Studio Development: Script ──> Focus Groups ──> Exec Notes ──> Sanitized, Bland Product
Native Development: Creator ──> Direct Audience Loop ──> Iteration ──> Raw, Visceral Auteur Vision
This direct-to-audience pipeline creates an entirely different kind of filmmaker. I find them incredibly self-sufficient. They direct, write, edit, and often score their own work. They don’t view limitations as obstacles; they view them as stylistic choices.
When Curry Barker concentrates Obsession inside a single house, I see it as a narrative device that forces the audience into the same suffocating trap as the characters. When Kane Parsons uses Blender-inspired clipping errors on a physical set, it is a deliberate, brilliant style designed to make the audience feel like reality itself is breaking down.
The New Era of Auteur Horror
The success of Backrooms and Obsession has sent a clear, unignorable message to the industry: the gatekeepers no longer hold the keys to the cultural zeitgeist. I am convinced that audiences are starving for singular, uncompromising artistic voices. They don’t want sterile, calculated corporate products. They want to be genuinely unsettled, surprised, and challenged.

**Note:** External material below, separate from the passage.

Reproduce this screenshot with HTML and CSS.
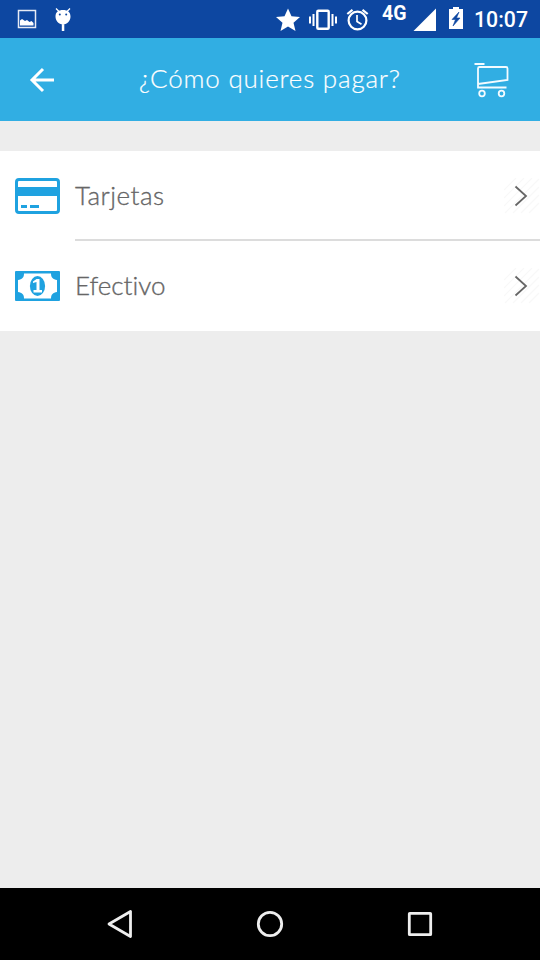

A24 understood this when they handed a multimillion-dollar feature to a teenager. Blumhouse and Focus Features understood this when they immediately signed Curry Barker to direct his next supernatural horror film, Anything but Ghosts, starring Aaron Paul and Bryce Dallas Howard.
I believe the industry is finally realizing that if they want to survive, they have to stop trying to manufacture culture and start trusting the raw, unfiltered visions of the young creators who are already building it online.
I am confident we are entering a golden age of auteur-driven horror. A decade from now, we won’t look back at the mid-2020s as the era of franchise fatigue and box-office decline. We will look back at it as the moment the internet-native class took over the cameras, burned down the traditional studio playbook, and saved the horror genre from itself. And honestly? I think it’s about damn time.